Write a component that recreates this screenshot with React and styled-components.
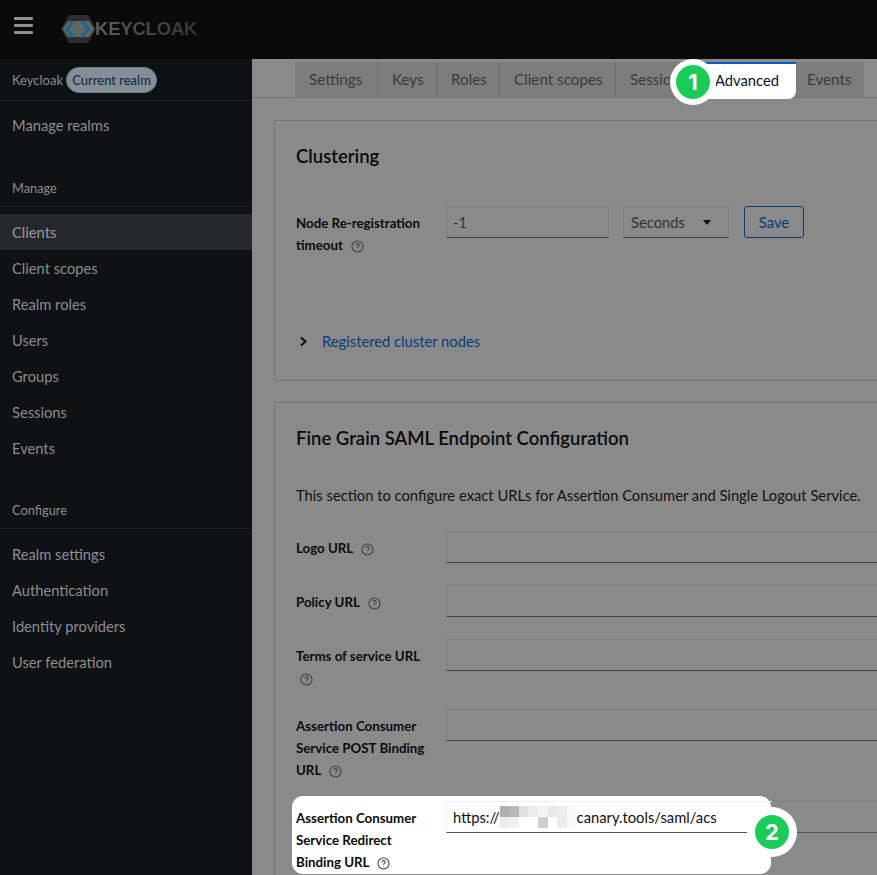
import React from "react";
import styled, { createGlobalStyle } from "styled-components";

const Global = createGlobalStyle`
  html, body { margin: 0; padding: 0; height: 100%; overflow: hidden; background: #8a8a8a; }
  #root { height: 100%; }
  * { box-sizing: border-box; }
`;
const FONT = `"Lato", "Noto Sans", sans-serif`;

const Page = styled.div`
  width: 877px; height: 875px; overflow: hidden; position: relative;
  display: grid; grid-template-rows: 59px 1fr; grid-template-columns: 252px 1fr;
  font-family: ${FONT}; font-size: 14.75px; color: #0d0d0d; background: #8a8a8a;
`;
const Header = styled.header`
  grid-column: 1 / 3; background: #0a0a0a; display: flex; align-items: center; padding-left: 14px;
`;
const Burger = styled.div`
  width: 19px; height: 17px; display: flex; flex-direction: column; justify-content: space-between;
  margin-top: -8px; margin-right: 28px;
  span { display: block; height: 3px; border-radius: 1px; background: #8f8f8f; }
`;
const Logo = styled.div`
  display: flex; align-items: center; margin-top: -1px;
`;
const LogoText = styled.span`
  font-family: "Liberation Sans", sans-serif; font-weight: 700; font-size: 18.5px; letter-spacing: -0.2px; margin-left: -1px;
  background: linear-gradient(to right, #5c5c5c, #343434); -webkit-background-clip: text; background-clip: text; color: transparent;
`;
const Sidebar = styled.aside`
  background: #0f1114; color: #8d8d8d; display: flex; flex-direction: column;
`;
const RealmRow = styled.div`
  height: 42px; display: flex; align-items: center; padding-left: 12px; gap: 3px; border-bottom: 1px solid #1d1f22; font-size: 13px;
`;
const Pill = styled.span`
  background: #848e99; color: #10243a; border-radius: 13px; height: 26px; line-height: 24px; width: 91px; text-align: center; font-size: 13px; border: 1px solid #6d7c88; white-space: nowrap;
`;
const NavItem = styled.div`
  height: 36px; line-height: 36px; padding-left: 12px; font-size: 14.7px;
  background: ${p => (p.$active ? "#25272a" : "transparent")};
  color: ${p => (p.$active ? "#9a9a9a" : "#8d8d8d")};
`;
const SectionHead = styled.div`
  height: 36px; margin-top: 27px; padding: 0 0 9px 12px; display: flex; align-items: flex-end;
  font-size: 12.8px; line-height: 17px; border-bottom: 1px solid #1d1f22; margin-bottom: 7px;
`;
const ManageLink = styled(NavItem)` margin-top: 7px; line-height: 35px; `;
const Main = styled.main`
  overflow: hidden; min-width: 0; display: flex; flex-direction: column; background: #8a8a8a;
`;
const TabBar = styled.nav`
  height: 39px; padding: 3px 0 0 43px; border-bottom: 1px solid #747474; display: flex; align-items: flex-start;
  width: 100%; flex: none; position: relative;
`;
const Tab = styled.div`
  height: 35px; line-height: 35px; padding-left: ${p => p.$pad || 14}px; width: ${p => p.$w}px; background: #7d7d7d; color: #3a3a3a; font-size: 15.2px;
  border-right: 1px solid ${p => (p.$last ? "transparent" : "#6e6e6e")}; flex: none; overflow: hidden; white-space: nowrap;
`;
const ActiveTab = styled.div`
  position: relative; height: 37px; width: 96px; flex: none; background: #fff; color: #111; line-height: 32px; padding-left: 15px;
  border-radius: 0 0 8px 8px; border-top: 2px solid #0b5cc0; white-space: nowrap;
`;
const Badge = styled.div`
  position: absolute; width: ${p => p.$size}px; height: ${p => p.$size}px; border-radius: 50%; background: #fff; display: flex; align-items: center; justify-content: center;
  left: ${p => p.$left}px; top: ${p => p.$top}px; z-index: 3;
  span { width: 34px; height: 34px; border-radius: 50%; background: #1bcb57; color: #fff; font-family: "Inter", sans-serif; font-weight: 700; font-size: 22px; line-height: 34px; text-align: center; display: block; }
`;
const Content = styled.div`
  padding: 22px 0 0 22px; width: 700px; display: flex; flex-direction: column; gap: 21px; flex: none;
`;
const Card = styled.section`
  border: 1px solid #747474; padding: 22px 21px 0; height: ${p => p.$h};
`;
const Title = styled.h2`
  margin: 0; font-size: 18.5px; line-height: 26px; font-weight: 600; color: #0a0a0a;
`;
const Row = styled.div`
  display: grid; grid-template-columns: 150px 520px; align-items: start; position: relative;
  margin-bottom: 22px; margin-top: ${p => p.$mt || 0}px;
`;
const FieldLabel = styled.label`
  font-weight: 700; font-size: 13.3px; line-height: 22px; padding-top: 6px; padding-right: 8px; margin-bottom: -2px; color: #0a0a0a; position: relative; z-index: 1;
`;
const Help = styled.svg.attrs({ viewBox: "0 0 14 14" })`
  width: 13px; height: 13px; margin-left: ${p => p.$ml ?? 5}px; vertical-align: -2.5px;
  display: ${p => (p.$block ? "block" : "inline-block")}; margin-top: ${p => (p.$block ? 6 : 0)}px; margin-bottom: ${p => (p.$block ? 3 : 0)}px;
  fill: none; stroke: #3d3d3d; stroke-width: 1.1;
`;
const HelpIcon = props => (
  <Help {...props}>
    <circle cx="7" cy="7" r="6" />
    <path d="M5.3 5.6a1.75 1.75 0 1 1 2.6 1.5c-.6.35-.9.6-.9 1.2" />
    <circle cx="7" cy="10.2" r=".5" fill="#3d3d3d" stroke="none" />
  </Help>
);
const Input = styled.div`
  height: 32px; border: 1px solid #7f7f7f; border-bottom: 1px solid #444;
  padding-left: 6px; color: #333;
  width: ${p => p.$w || "auto"}; position: relative; z-index: 1; flex: none; display: flex; align-items: center;
`;
const LitInput = styled(Input)`
  border: none; border-left: 1px solid #ececec; border-bottom: 1px solid #555; padding-left: 6px; color: #111;
  background: linear-gradient(to right, #ececec 325px, #7f7f7f 325px) top / 100% 1px no-repeat;
`;
const NodeRow = styled.div`
  display: flex; align-items: flex-start; margin-top: 37px; height: 97px;
`;
const NodeLabel = styled(FieldLabel)` width: 150px; flex: none; `;
const Select = styled(Input)`
  width: 106px; margin-left: 14px; justify-content: space-between; padding-right: 17px; padding-left: 7px;
`;
const Caret = styled.i`
  width: 0; height: 0; border-left: 4.5px solid transparent; border-right: 4.5px solid transparent; border-top: 5px solid #0e0e0e;
`;
const SaveButton = styled.div`
  width: 60px; height: 32px; margin-left: 15px; border: 1px solid #063c7c; border-radius: 3px; text-align: center; line-height: 30px; color: #063c7c;
`;
const Expander = styled.div`
  display: flex; align-items: center; color: #063c7c; gap: 14px; height: 22px; margin-top: 27px;
  svg { width: 9px; height: 11px; fill: none; stroke: #0a0a0a; stroke-width: 2; margin-left: 3px; }
`;
const Desc = styled.p`
  margin: 33px 0 0; line-height: 22px; color: #111; white-space: nowrap;
`;
const Highlight = styled.div`
  position: absolute; left: -4px; top: -5px; width: 479px; height: 78px; background: #fff; border-radius: 11px; z-index: 0;
`;
const Blur = styled.span`
  width: 77px; height: 22px; flex: none; display: grid; grid-template-columns: repeat(8, 1fr); grid-template-rows: 1fr 1fr;
  i { display: block; }
`;
const blurColors = ["#b0b0b0","#b8b8b8","#e0e0e0","#ececec","#f4f4f4","#e8e8e8","#ededed","#fafafa","#ececec","#f0f0f0","#fff","#fff","#cfcfcf","#fff","#ececec","#fafafa"];

const tabs = [["Settings", 83], ["Keys", 59], ["Roles", 63], ["Client scopes", 116], ["Sessions", 84]];
const manage = ["Client scopes", "Realm roles", "Users", "Groups", "Sessions", "Events"];
const configure = ["Realm settings", "Authentication", "Identity providers", "User federation"];

export default function App() {
  return (
    <Page>
      <Global />
      <Header>
        <Burger><span /><span /><span /></Burger>
        <Logo>
          <svg width="35" height="28" viewBox="0 0 35 28">
            <path d="M0 14 8 0h19l8 14-8 14H8z" fill="#2d2d2d" />
            <path d="M1.500 14 7 6h21l5.500 8-5.500 8H7z" fill="#646464" />
            <path d="M12 6 6 14l6 8M21 6l6 8-6 8" fill="none" stroke="#17688a" strokeWidth="3.500" />
          </svg>
          <LogoText>KEYCLOAK</LogoText>
        </Logo>
      </Header>
      <Sidebar>
        <RealmRow>Keycloak <Pill>Current realm</Pill></RealmRow>
        <ManageLink>Manage realms</ManageLink>
        <SectionHead>Manage</SectionHead>
        <NavItem $active>Clients</NavItem>
        {manage.map(m => <NavItem key={m}>{m}</NavItem>)}
        <SectionHead>Configure</SectionHead>
        {configure.map(m => <NavItem key={m}>{m}</NavItem>)}
      </Sidebar>
      <Main>
        <TabBar>
          {tabs.map(([t, w]) => <Tab key={t} $w={w}>{t}</Tab>)}
          <ActiveTab>
            Advanced
            <Badge $size={46} $left={-30} $top={-5}><span>1</span></Badge>
          </ActiveTab>
          <Tab $w={68} $pad={11} $last>Events</Tab>
        </TabBar>
        <Content>
          <Card $h="261px">
            <Title>Clustering</Title>
            <NodeRow>
              <NodeLabel>Node Re-registration timeout <HelpIcon /></NodeLabel>
              <Input $w="163px">-1</Input>
              <Select>Seconds <Caret /></Select>
              <SaveButton>Save</SaveButton>
            </NodeRow>
            <Expander>
              <svg viewBox="0 0 9 11"><path d="M2 1.500 6.500 5.500 2 9.500" /></svg>
              Registered cluster nodes
            </Expander>
          </Card>
          <Card $h="600px">
            <Title>Fine Grain SAML Endpoint Configuration</Title>
            <Desc>This section to configure exact URLs for Assertion Consumer and Single Logout Service.</Desc>
            <Row $mt={25}><FieldLabel>Logo URL <HelpIcon /></FieldLabel><Input /></Row>
            <Row><FieldLabel>Policy URL <HelpIcon /></FieldLabel><Input /></Row>
            <Row><FieldLabel>Terms of service URL <HelpIcon $block $ml={4} /></FieldLabel><Input /></Row>
            <Row><FieldLabel>Assertion Consumer Service POST Binding URL <HelpIcon /></FieldLabel><Input /></Row>
            <Row>
              <Highlight />
              <FieldLabel>Assertion Consumer Service Redirect Binding URL <HelpIcon /></FieldLabel>
              <LitInput>
                https://<Blur>{blurColors.map((c, i) => <i key={i} style={{ background: c }} />)}</Blur>canary.tools/saml/acs
              </LitInput>
              <Badge $size={50} $left={451} $top={6}><span>2</span></Badge>
            </Row>
          </Card>
        </Content>
      </Main>
    </Page>
  );
}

++++++

Identify every line above that includes the word "components", and show those lines.

Write a component that recreates this screenshot with React and styled-components.
import styled, { createGlobalStyle } from "styled-components";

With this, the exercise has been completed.